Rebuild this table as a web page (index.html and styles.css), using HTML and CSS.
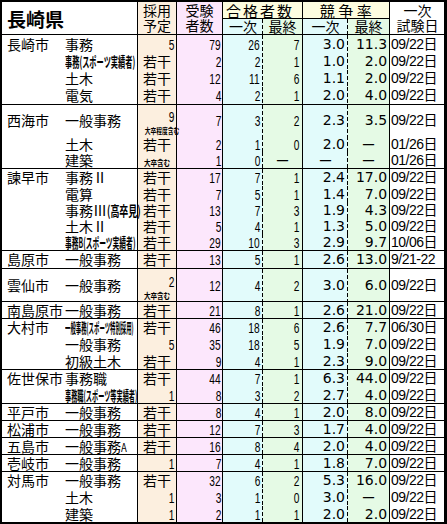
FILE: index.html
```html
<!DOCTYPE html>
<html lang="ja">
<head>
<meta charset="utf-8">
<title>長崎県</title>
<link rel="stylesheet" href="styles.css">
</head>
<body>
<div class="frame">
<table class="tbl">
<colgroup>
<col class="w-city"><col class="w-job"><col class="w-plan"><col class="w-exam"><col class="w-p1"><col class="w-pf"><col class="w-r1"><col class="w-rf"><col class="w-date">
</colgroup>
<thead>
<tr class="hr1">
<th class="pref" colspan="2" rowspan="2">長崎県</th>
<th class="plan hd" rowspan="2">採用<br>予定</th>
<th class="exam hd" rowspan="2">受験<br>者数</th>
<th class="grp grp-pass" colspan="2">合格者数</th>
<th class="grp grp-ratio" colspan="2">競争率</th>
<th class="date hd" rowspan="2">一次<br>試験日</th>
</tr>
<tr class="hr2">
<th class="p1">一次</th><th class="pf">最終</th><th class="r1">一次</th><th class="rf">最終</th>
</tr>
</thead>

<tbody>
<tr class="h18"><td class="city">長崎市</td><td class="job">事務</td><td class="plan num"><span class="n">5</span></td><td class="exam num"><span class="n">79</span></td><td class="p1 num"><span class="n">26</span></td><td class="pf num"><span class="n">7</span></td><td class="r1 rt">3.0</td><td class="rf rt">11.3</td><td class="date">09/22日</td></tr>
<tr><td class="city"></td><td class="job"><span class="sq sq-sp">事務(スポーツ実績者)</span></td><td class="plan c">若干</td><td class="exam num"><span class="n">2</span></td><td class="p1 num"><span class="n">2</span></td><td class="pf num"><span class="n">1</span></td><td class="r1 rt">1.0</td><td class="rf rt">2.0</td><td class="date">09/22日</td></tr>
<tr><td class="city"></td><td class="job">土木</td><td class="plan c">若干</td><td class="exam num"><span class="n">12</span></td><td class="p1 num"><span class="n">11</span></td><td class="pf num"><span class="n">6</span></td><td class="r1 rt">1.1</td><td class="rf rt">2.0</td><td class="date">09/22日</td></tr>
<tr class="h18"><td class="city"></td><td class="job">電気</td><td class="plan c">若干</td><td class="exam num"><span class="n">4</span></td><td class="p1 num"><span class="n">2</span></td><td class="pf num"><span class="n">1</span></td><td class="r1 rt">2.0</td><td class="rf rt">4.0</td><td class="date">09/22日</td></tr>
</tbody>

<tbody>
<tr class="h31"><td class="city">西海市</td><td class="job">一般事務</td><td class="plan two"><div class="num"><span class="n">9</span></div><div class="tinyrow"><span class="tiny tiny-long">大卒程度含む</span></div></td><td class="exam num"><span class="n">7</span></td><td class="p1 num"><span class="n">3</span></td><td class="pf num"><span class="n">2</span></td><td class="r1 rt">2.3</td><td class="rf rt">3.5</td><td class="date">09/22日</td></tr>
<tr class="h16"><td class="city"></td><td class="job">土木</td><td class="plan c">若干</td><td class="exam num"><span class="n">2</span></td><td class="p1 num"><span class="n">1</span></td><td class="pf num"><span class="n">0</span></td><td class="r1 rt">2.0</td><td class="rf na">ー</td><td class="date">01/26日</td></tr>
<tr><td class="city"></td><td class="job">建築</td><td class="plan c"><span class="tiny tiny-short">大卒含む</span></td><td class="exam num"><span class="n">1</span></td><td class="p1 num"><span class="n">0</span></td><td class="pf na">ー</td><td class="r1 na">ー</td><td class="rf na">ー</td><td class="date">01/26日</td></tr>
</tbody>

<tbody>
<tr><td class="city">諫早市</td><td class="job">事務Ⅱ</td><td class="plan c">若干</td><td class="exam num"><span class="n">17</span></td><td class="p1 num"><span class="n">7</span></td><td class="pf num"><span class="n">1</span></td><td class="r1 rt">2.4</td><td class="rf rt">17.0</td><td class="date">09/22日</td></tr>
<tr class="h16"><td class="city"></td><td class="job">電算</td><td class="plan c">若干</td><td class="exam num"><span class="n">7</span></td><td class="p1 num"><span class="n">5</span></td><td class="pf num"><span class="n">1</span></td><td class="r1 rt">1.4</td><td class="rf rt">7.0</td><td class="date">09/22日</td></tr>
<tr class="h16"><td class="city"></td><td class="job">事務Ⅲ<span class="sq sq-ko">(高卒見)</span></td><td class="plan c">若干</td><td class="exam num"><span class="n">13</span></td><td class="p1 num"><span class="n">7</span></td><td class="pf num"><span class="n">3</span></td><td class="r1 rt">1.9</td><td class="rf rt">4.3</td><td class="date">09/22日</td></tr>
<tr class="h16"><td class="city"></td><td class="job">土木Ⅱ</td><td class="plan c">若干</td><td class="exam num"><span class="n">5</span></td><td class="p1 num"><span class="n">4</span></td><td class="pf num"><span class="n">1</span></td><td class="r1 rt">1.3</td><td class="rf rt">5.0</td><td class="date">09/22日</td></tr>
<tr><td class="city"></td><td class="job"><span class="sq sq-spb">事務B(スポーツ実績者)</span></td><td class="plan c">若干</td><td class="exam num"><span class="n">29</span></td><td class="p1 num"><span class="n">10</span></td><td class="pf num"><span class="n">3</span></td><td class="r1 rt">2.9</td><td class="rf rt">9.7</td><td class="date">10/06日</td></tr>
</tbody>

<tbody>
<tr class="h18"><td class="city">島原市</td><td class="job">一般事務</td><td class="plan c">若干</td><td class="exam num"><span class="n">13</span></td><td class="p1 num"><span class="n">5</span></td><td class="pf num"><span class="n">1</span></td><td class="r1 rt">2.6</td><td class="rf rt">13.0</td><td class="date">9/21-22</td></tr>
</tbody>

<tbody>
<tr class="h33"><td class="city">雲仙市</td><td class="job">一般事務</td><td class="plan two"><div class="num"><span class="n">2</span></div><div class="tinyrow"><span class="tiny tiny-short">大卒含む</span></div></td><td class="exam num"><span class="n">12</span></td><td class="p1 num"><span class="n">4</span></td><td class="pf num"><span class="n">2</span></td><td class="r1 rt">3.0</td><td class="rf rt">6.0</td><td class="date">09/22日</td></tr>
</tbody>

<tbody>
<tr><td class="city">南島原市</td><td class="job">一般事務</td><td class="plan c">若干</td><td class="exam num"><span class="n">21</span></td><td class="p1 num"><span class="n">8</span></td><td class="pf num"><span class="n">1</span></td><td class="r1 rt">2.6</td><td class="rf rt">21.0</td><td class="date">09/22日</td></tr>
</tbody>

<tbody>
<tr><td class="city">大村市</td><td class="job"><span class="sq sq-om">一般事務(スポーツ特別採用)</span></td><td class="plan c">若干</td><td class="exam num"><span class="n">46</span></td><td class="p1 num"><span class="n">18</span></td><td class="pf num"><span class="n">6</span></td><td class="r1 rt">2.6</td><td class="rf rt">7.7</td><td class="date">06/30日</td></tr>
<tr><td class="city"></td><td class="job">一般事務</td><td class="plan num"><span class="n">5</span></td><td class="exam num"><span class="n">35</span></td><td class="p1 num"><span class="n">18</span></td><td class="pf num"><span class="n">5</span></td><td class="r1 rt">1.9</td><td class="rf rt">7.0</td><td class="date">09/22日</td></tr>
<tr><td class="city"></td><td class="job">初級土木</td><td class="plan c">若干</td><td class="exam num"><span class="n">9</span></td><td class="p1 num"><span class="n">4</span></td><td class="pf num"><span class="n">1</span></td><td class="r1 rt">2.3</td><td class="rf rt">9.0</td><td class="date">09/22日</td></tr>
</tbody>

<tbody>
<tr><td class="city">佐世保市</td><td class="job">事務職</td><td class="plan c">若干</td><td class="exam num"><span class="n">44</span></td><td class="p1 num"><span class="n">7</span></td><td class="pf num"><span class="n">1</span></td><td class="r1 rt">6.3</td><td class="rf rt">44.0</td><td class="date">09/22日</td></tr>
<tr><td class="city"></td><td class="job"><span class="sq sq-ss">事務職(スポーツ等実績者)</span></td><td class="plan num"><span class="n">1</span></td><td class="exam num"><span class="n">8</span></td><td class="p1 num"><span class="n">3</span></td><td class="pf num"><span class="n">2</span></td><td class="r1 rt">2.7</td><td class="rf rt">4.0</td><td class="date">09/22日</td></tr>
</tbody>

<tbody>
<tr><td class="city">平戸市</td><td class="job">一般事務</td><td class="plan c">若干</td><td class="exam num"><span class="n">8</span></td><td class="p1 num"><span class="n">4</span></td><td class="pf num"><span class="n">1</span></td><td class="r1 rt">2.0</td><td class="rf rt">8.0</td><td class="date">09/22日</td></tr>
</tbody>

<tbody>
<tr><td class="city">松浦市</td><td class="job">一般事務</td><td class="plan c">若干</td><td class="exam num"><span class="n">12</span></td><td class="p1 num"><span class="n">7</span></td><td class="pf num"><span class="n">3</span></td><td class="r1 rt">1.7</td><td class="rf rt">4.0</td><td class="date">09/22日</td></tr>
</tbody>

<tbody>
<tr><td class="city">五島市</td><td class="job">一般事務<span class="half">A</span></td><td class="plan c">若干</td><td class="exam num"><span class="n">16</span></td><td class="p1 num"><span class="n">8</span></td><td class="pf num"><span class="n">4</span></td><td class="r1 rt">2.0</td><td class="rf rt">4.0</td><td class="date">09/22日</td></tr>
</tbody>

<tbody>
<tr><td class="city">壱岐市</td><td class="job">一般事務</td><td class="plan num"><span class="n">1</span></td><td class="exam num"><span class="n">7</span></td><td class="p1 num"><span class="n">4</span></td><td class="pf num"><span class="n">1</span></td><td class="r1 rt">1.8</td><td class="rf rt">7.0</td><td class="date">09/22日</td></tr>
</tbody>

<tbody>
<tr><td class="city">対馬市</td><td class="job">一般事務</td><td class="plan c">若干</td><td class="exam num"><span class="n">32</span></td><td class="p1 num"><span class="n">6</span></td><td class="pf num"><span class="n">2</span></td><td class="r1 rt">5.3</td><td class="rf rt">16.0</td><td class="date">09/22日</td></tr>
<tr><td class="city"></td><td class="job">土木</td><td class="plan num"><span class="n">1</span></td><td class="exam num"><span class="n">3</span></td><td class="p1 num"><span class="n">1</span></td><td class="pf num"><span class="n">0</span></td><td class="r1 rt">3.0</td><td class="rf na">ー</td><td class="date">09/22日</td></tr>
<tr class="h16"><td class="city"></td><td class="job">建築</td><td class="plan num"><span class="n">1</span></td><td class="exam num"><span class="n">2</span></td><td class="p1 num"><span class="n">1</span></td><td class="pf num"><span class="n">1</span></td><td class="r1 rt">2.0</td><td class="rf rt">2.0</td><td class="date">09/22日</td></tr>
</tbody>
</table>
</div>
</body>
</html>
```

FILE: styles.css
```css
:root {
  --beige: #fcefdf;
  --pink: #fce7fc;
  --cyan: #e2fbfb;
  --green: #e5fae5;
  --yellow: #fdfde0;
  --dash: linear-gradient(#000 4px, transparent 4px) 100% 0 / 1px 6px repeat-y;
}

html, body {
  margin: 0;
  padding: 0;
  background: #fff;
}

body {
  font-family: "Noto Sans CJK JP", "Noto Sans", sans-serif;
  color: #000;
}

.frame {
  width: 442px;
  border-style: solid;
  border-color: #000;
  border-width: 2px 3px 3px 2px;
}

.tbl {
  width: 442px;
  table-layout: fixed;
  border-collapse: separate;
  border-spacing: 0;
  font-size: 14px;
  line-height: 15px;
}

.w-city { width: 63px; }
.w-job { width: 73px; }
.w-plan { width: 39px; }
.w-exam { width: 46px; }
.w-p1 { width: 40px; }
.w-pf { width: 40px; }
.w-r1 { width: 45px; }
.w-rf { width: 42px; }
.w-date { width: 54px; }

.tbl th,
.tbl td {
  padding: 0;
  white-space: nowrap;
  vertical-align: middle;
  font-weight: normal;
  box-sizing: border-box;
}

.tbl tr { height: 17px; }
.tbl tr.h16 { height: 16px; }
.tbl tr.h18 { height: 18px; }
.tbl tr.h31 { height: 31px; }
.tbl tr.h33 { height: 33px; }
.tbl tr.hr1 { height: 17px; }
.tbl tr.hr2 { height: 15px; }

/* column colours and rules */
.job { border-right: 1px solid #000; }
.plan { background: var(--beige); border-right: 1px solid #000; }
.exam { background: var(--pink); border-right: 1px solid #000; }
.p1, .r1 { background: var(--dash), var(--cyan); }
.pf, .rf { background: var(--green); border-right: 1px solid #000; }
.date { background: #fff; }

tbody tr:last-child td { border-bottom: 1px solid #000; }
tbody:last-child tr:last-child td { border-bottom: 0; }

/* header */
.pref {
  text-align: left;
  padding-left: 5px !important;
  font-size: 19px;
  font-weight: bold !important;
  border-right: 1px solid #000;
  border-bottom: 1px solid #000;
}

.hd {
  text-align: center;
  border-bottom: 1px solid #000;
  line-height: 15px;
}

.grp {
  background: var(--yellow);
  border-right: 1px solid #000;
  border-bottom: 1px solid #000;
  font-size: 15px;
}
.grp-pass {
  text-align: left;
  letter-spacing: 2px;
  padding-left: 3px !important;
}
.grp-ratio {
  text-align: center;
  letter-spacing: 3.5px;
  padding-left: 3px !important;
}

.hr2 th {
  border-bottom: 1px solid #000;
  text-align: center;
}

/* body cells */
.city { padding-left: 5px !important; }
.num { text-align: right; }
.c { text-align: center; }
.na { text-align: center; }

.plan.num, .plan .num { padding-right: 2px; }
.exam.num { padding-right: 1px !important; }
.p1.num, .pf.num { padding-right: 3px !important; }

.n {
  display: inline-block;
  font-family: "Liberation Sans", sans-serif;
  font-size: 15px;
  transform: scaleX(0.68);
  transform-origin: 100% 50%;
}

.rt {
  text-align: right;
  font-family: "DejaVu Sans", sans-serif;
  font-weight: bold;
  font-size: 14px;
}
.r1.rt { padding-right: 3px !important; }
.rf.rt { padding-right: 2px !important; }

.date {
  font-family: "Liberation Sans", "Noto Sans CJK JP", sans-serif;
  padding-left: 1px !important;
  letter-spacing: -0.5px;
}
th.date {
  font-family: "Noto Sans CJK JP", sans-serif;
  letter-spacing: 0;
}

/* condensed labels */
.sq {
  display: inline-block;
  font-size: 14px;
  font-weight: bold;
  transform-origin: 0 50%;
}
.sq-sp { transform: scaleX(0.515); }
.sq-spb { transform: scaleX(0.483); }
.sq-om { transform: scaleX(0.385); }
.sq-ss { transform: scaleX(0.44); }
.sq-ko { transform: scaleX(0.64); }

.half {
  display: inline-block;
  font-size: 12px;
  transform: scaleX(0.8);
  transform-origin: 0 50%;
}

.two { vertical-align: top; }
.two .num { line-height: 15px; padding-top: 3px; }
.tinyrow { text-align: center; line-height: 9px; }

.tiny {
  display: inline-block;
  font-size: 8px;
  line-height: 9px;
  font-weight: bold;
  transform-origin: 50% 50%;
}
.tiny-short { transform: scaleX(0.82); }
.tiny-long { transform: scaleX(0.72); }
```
# # # # #
Brief: In the listing above, find the lines holding the word "table" and copy them.

Response:
Rebuild this table as a web page (index.html and styles.css), using HTML and CSS.
<table class="tbl">
</table>
  table-layout: fixed;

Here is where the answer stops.